(Stored items from a collection)
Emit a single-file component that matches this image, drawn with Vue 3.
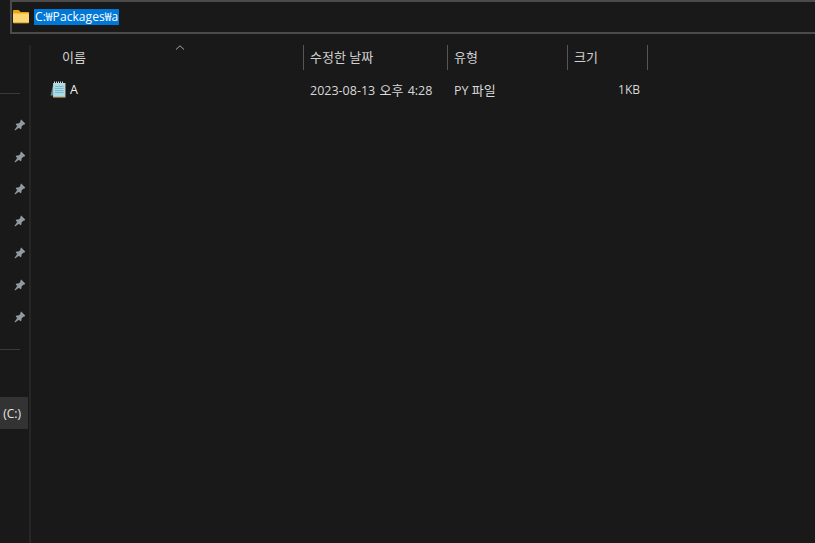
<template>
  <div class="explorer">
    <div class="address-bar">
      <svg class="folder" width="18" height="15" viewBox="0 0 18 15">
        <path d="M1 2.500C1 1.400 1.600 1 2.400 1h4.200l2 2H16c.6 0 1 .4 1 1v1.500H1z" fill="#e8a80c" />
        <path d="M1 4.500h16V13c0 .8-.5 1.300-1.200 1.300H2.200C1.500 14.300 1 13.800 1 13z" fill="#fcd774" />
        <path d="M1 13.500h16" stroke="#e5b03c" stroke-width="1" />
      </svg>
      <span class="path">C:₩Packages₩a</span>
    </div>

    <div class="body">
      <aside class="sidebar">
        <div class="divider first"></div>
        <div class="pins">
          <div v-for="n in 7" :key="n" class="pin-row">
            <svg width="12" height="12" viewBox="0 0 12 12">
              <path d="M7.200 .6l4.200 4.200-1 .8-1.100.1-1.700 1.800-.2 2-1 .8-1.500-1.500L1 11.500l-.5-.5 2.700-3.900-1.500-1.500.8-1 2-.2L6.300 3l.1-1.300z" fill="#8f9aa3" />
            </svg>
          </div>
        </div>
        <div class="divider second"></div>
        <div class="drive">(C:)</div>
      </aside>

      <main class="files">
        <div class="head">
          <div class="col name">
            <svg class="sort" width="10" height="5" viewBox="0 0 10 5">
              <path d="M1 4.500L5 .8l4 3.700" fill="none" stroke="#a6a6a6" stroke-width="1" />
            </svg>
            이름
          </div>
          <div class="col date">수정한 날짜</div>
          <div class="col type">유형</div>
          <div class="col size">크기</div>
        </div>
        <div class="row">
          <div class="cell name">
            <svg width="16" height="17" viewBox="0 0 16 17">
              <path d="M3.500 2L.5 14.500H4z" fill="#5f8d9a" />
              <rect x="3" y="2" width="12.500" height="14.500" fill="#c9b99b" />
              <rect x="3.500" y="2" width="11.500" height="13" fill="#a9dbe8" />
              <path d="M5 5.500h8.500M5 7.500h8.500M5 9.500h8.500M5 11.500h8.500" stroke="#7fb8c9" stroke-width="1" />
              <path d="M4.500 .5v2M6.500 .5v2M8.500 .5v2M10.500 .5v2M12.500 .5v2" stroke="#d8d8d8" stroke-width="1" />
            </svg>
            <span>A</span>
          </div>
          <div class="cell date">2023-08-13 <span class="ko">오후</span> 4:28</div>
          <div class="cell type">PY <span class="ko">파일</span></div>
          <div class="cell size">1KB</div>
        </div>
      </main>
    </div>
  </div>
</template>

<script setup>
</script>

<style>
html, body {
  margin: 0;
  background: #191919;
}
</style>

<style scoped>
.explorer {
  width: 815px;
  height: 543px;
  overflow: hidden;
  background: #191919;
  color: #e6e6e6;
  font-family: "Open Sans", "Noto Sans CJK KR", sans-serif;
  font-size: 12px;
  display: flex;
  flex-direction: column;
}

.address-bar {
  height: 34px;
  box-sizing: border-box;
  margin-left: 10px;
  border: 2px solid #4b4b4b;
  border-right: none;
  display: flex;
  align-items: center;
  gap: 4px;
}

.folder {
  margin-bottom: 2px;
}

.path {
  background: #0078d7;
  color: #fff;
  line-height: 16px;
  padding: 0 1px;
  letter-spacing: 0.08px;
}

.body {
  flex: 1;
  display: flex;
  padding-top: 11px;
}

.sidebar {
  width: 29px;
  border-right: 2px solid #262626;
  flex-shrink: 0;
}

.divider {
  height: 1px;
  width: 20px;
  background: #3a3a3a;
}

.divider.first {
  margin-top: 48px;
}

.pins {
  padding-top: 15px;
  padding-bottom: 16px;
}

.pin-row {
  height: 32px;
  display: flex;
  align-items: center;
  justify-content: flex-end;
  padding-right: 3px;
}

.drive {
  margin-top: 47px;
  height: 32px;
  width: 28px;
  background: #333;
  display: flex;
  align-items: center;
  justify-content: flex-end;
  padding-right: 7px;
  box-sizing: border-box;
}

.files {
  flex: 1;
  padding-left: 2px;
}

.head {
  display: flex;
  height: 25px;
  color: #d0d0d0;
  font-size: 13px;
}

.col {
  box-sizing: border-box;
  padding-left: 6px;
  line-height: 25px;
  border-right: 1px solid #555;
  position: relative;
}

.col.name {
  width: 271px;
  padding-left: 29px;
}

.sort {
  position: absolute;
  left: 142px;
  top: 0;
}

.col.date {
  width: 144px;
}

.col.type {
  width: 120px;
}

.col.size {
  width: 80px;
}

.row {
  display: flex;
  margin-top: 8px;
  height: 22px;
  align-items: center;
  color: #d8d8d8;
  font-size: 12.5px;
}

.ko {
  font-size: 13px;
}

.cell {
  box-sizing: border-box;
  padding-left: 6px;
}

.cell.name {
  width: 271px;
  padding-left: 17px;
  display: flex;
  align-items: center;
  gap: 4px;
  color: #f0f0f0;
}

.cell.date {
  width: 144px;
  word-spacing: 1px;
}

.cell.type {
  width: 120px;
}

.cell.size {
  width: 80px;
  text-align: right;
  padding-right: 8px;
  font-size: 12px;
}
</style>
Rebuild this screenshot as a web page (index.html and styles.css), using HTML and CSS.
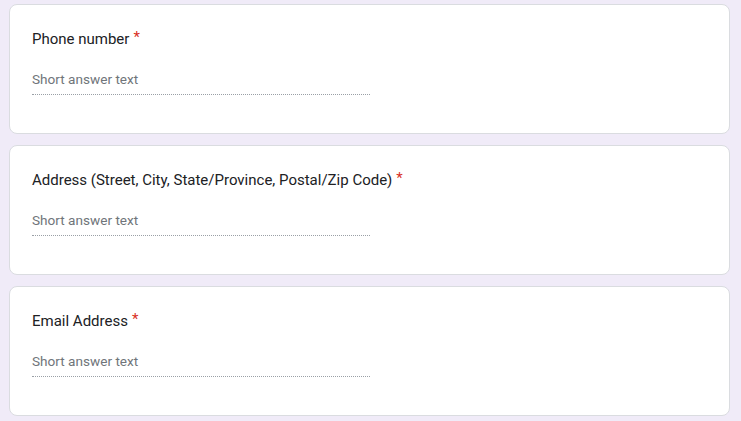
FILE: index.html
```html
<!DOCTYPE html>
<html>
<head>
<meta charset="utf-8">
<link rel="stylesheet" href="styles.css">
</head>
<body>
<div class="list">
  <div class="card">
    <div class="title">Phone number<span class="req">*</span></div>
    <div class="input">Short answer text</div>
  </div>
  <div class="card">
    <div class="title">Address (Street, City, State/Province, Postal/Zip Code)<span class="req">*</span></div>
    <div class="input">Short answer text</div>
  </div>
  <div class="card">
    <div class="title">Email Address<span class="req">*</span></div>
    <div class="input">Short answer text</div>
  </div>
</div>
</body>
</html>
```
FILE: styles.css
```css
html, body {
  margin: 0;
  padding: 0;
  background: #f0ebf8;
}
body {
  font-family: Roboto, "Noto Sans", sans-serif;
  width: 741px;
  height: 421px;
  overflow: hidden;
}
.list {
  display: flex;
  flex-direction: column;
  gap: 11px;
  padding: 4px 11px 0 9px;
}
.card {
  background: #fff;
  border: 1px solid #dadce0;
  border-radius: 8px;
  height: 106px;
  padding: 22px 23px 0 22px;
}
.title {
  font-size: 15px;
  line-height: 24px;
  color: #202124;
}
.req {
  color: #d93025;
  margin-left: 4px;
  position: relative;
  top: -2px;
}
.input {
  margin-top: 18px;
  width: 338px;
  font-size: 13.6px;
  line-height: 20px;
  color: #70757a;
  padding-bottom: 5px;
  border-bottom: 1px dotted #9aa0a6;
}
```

## Your objective:
Make an exact copy of the listing above. Do not include the pictures.

## Written response:
Emit a single-file component that matches this image, drawn with Vue 3.
<template>
  <div class="explorer">
    <div class="address-bar">
      <svg class="folder" width="18" height="15" viewBox="0 0 18 15">
        <path d="M1 2.500C1 1.400 1.600 1 2.400 1h4.200l2 2H16c.6 0 1 .4 1 1v1.500H1z" fill="#e8a80c" />
        <path d="M1 4.500h16V13c0 .8-.5 1.300-1.200 1.300H2.200C1.500 14.300 1 13.800 1 13z" fill="#fcd774" />
        <path d="M1 13.500h16" stroke="#e5b03c" stroke-width="1" />
      </svg>
      <span class="path">C:₩Packages₩a</span>
    </div>

    <div class="body">
      <aside class="sidebar">
        <div class="divider first"></div>
        <div class="pins">
          <div v-for="n in 7" :key="n" class="pin-row">
            <svg width="12" height="12" viewBox="0 0 12 12">
              <path d="M7.200 .6l4.200 4.200-1 .8-1.100.1-1.700 1.800-.2 2-1 .8-1.500-1.500L1 11.500l-.5-.5 2.700-3.900-1.500-1.500.8-1 2-.2L6.300 3l.1-1.300z" fill="#8f9aa3" />
            </svg>
          </div>
        </div>
        <div class="divider second"></div>
        <div class="drive">(C:)</div>
      </aside>

      <main class="files">
        <div class="head">
          <div class="col name">
            <svg class="sort" width="10" height="5" viewBox="0 0 10 5">
              <path d="M1 4.500L5 .8l4 3.700" fill="none" stroke="#a6a6a6" stroke-width="1" />
            </svg>
            이름
          </div>
          <div class="col date">수정한 날짜</div>
          <div class="col type">유형</div>
          <div class="col size">크기</div>
        </div>
        <div class="row">
          <div class="cell name">
            <svg width="16" height="17" viewBox="0 0 16 17">
              <path d="M3.500 2L.5 14.500H4z" fill="#5f8d9a" />
              <rect x="3" y="2" width="12.500" height="14.500" fill="#c9b99b" />
              <rect x="3.500" y="2" width="11.500" height="13" fill="#a9dbe8" />
              <path d="M5 5.500h8.500M5 7.500h8.500M5 9.500h8.500M5 11.500h8.500" stroke="#7fb8c9" stroke-width="1" />
              <path d="M4.500 .5v2M6.500 .5v2M8.500 .5v2M10.500 .5v2M12.500 .5v2" stroke="#d8d8d8" stroke-width="1" />
            </svg>
            <span>A</span>
          </div>
          <div class="cell date">2023-08-13 <span class="ko">오후</span> 4:28</div>
          <div class="cell type">PY <span class="ko">파일</span></div>
          <div class="cell size">1KB</div>
        </div>
      </main>
    </div>
  </div>
</template>

<script setup>
</script>

<style>
html, body {
  margin: 0;
  background: #191919;
}
</style>

<style scoped>
.explorer {
  width: 815px;
  height: 543px;
  overflow: hidden;
  background: #191919;
  color: #e6e6e6;
  font-family: "Open Sans", "Noto Sans CJK KR", sans-serif;
  font-size: 12px;
  display: flex;
  flex-direction: column;
}

.address-bar {
  height: 34px;
  box-sizing: border-box;
  margin-left: 10px;
  border: 2px solid #4b4b4b;
  border-right: none;
  display: flex;
  align-items: center;
  gap: 4px;
}

.folder {
  margin-bottom: 2px;
}

.path {
  background: #0078d7;
  color: #fff;
  line-height: 16px;
  padding: 0 1px;
  letter-spacing: 0.08px;
}

.body {
  flex: 1;
  display: flex;
  padding-top: 11px;
}

.sidebar {
  width: 29px;
  border-right: 2px solid #262626;
  flex-shrink: 0;
}

.divider {
  height: 1px;
  width: 20px;
  background: #3a3a3a;
}

.divider.first {
  margin-top: 48px;
}

.pins {
  padding-top: 15px;
  padding-bottom: 16px;
}

.pin-row {
  height: 32px;
  display: flex;
  align-items: center;
  justify-content: flex-end;
  padding-right: 3px;
}

.drive {
  margin-top: 47px;
  height: 32px;
  width: 28px;
  background: #333;
  display: flex;
  align-items: center;
  justify-content: flex-end;
  padding-right: 7px;
  box-sizing: border-box;
}

.files {
  flex: 1;
  padding-left: 2px;
}

.head {
  display: flex;
  height: 25px;
  color: #d0d0d0;
  font-size: 13px;
}

.col {
  box-sizing: border-box;
  padding-left: 6px;
  line-height: 25px;
  border-right: 1px solid #555;
  position: relative;
}

.col.name {
  width: 271px;
  padding-left: 29px;
}

.sort {
  position: absolute;
  left: 142px;
  top: 0;
}

.col.date {
  width: 144px;
}

.col.type {
  width: 120px;
}

.col.size {
  width: 80px;
}

.row {
  display: flex;
  margin-top: 8px;
  height: 22px;
  align-items: center;
  color: #d8d8d8;
  font-size: 12.5px;
}

.ko {
  font-size: 13px;
}

.cell {
  box-sizing: border-box;
  padding-left: 6px;
}

.cell.name {
  width: 271px;
  padding-left: 17px;
  display: flex;
  align-items: center;
  gap: 4px;
  color: #f0f0f0;
}

.cell.date {
  width: 144px;
  word-spacing: 1px;
}

.cell.type {
  width: 120px;
}

.cell.size {
  width: 80px;
  text-align: right;
  padding-right: 8px;
  font-size: 12px;
}
</style>
Rebuild this screenshot as a web page (index.html and styles.css), using HTML and CSS.
FILE: index.html
```html
<!DOCTYPE html>
<html>
<head>
<meta charset="utf-8">
<link rel="stylesheet" href="styles.css">
</head>
<body>
<div class="list">
  <div class="card">
    <div class="title">Phone number<span class="req">*</span></div>
    <div class="input">Short answer text</div>
  </div>
  <div class="card">
    <div class="title">Address (Street, City, State/Province, Postal/Zip Code)<span class="req">*</span></div>
    <div class="input">Short answer text</div>
  </div>
  <div class="card">
    <div class="title">Email Address<span class="req">*</span></div>
    <div class="input">Short answer text</div>
  </div>
</div>
</body>
</html>
```
FILE: styles.css
```css
html, body {
  margin: 0;
  padding: 0;
  background: #f0ebf8;
}
body {
  font-family: Roboto, "Noto Sans", sans-serif;
  width: 741px;
  height: 421px;
  overflow: hidden;
}
.list {
  display: flex;
  flex-direction: column;
  gap: 11px;
  padding: 4px 11px 0 9px;
}
.card {
  background: #fff;
  border: 1px solid #dadce0;
  border-radius: 8px;
  height: 106px;
  padding: 22px 23px 0 22px;
}
.title {
  font-size: 15px;
  line-height: 24px;
  color: #202124;
}
.req {
  color: #d93025;
  margin-left: 4px;
  position: relative;
  top: -2px;
}
.input {
  margin-top: 18px;
  width: 338px;
  font-size: 13.6px;
  line-height: 20px;
  color: #70757a;
  padding-bottom: 5px;
  border-bottom: 1px dotted #9aa0a6;
}
```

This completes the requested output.